# STATED GOAL
In the listing below, count the lines containing the string "styles" and state only the number.

#### PROVIDED ENTRIES

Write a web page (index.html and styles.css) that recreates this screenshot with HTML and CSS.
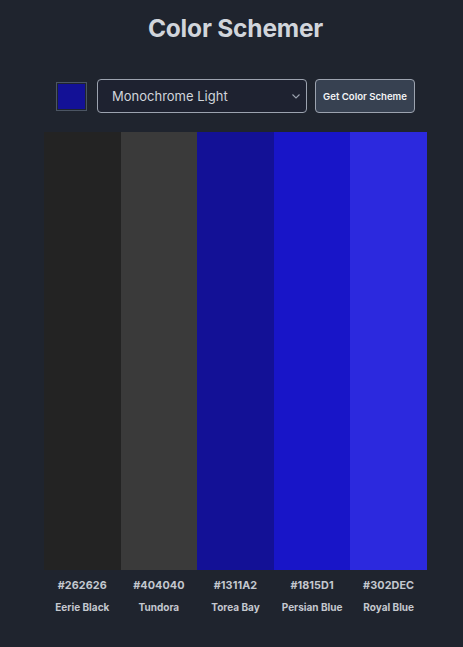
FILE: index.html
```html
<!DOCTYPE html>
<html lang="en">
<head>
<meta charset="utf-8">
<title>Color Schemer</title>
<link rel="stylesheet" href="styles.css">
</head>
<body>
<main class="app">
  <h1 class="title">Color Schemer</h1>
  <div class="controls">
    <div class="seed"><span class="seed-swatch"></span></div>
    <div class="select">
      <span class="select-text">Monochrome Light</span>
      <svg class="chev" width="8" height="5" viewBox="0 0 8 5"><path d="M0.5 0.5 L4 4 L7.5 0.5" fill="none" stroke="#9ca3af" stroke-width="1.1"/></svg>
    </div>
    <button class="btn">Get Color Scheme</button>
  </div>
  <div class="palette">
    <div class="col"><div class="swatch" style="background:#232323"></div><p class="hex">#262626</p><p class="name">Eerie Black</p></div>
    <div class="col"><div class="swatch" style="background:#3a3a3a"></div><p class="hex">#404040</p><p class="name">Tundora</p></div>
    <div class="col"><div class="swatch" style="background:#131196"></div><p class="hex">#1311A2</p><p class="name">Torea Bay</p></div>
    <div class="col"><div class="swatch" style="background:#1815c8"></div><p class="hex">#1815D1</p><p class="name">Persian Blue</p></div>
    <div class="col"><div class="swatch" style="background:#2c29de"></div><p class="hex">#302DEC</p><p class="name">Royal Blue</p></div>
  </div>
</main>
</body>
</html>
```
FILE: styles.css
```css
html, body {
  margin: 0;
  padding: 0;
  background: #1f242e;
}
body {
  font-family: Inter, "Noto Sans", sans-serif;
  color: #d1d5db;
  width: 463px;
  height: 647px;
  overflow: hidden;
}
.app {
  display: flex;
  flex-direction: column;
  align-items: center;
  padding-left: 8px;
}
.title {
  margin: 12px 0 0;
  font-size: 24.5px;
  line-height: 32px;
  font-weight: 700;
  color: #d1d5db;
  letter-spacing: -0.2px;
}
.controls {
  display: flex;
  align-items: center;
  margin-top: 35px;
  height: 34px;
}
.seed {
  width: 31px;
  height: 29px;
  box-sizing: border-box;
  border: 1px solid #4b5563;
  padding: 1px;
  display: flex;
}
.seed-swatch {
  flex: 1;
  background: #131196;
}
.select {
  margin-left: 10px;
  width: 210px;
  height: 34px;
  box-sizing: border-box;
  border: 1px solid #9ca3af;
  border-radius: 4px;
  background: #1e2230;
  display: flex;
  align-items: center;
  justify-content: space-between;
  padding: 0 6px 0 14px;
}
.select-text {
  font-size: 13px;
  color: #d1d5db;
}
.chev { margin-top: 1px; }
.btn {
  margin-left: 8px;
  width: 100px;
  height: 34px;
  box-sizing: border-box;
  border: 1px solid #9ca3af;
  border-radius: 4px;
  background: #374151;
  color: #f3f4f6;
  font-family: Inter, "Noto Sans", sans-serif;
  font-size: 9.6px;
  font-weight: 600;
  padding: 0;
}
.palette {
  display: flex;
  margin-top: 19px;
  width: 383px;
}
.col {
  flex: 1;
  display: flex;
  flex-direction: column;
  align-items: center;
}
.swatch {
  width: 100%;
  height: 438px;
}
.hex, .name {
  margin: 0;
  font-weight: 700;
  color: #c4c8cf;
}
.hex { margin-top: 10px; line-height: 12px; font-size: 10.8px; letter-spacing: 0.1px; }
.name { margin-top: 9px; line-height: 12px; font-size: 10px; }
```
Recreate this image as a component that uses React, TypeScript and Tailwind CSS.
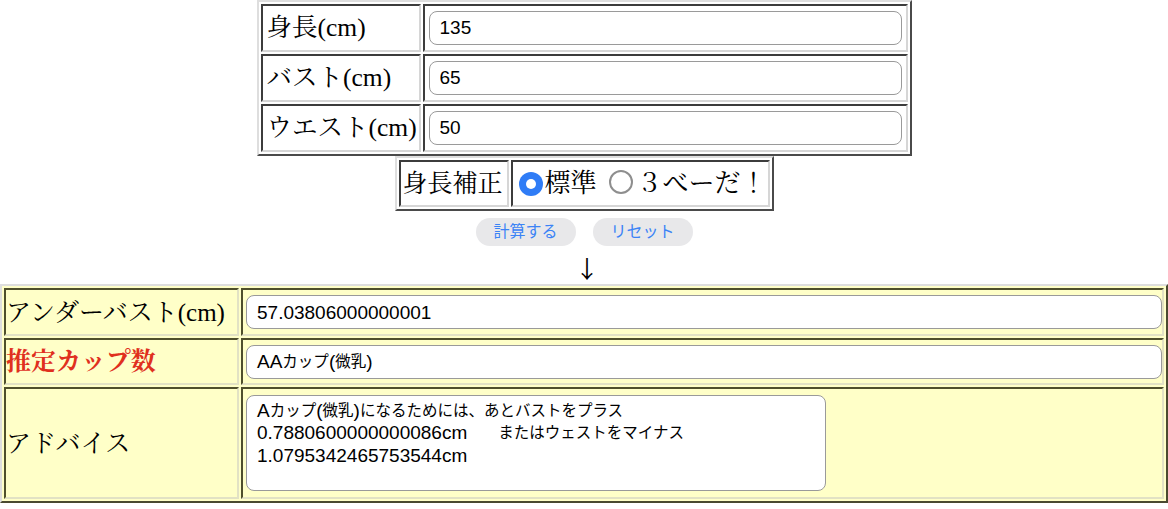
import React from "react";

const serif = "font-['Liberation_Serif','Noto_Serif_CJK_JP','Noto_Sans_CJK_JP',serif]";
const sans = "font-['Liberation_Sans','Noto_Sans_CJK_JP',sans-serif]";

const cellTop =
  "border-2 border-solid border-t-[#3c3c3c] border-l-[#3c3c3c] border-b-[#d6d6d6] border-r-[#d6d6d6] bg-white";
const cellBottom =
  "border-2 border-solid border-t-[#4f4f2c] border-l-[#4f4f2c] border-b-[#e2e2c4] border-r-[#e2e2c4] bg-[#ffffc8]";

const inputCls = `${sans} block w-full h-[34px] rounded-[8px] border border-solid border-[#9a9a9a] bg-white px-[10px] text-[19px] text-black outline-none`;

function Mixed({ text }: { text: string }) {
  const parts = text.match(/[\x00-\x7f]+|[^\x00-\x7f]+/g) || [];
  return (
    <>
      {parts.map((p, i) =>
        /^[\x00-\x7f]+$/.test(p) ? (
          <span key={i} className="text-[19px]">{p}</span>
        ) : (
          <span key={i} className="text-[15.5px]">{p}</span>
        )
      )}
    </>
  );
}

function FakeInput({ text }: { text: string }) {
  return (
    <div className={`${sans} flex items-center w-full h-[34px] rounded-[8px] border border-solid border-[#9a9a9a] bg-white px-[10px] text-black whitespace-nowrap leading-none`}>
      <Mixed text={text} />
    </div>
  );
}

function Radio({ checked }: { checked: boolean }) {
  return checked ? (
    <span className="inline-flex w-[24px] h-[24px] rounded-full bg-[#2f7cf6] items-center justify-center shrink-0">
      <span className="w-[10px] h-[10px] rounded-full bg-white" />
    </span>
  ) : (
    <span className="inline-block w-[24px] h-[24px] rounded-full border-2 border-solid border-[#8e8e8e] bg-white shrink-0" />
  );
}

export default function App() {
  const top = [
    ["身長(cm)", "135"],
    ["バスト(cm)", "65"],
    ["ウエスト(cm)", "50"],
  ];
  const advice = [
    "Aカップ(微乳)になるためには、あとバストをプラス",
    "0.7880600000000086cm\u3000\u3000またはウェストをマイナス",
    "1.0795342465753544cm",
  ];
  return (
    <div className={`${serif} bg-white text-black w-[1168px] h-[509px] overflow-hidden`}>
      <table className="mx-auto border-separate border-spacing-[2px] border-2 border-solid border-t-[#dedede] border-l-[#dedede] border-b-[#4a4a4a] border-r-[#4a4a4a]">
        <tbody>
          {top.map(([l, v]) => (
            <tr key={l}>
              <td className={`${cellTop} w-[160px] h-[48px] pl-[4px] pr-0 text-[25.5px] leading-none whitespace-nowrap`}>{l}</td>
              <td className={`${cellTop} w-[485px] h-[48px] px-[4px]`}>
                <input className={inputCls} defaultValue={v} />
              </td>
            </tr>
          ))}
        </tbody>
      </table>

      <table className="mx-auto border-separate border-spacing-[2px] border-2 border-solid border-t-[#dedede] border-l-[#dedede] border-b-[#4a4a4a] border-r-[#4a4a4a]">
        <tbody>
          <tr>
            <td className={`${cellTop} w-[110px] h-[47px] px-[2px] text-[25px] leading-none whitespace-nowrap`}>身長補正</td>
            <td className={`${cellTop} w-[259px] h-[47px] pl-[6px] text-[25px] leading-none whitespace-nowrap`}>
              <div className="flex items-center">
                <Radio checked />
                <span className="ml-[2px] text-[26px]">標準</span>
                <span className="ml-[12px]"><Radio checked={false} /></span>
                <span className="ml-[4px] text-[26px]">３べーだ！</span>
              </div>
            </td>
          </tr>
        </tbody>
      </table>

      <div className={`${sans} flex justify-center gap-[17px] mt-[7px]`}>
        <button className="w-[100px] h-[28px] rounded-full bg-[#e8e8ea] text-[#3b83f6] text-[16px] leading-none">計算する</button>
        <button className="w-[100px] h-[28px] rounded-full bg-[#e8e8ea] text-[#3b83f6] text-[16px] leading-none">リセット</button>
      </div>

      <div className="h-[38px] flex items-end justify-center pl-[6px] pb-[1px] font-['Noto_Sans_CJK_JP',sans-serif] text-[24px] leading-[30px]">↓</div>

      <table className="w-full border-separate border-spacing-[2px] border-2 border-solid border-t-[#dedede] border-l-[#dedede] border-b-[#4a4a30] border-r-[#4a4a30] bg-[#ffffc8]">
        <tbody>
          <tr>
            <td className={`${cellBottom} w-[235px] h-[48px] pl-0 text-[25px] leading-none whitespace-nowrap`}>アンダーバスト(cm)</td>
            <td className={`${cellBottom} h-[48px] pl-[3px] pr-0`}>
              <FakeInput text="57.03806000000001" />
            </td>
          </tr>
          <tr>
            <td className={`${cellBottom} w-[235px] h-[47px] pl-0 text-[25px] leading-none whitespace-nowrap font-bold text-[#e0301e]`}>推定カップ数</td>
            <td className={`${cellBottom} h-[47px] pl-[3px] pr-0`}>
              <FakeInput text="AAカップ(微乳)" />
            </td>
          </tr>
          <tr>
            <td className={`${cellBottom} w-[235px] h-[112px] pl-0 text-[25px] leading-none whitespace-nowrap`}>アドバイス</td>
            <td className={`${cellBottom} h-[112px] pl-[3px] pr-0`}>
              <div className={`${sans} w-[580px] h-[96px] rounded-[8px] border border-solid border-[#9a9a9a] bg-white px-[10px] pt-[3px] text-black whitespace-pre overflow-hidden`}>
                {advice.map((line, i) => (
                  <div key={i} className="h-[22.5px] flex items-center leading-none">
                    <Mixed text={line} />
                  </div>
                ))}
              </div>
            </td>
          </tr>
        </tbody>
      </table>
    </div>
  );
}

########

# IN RESPONSE
3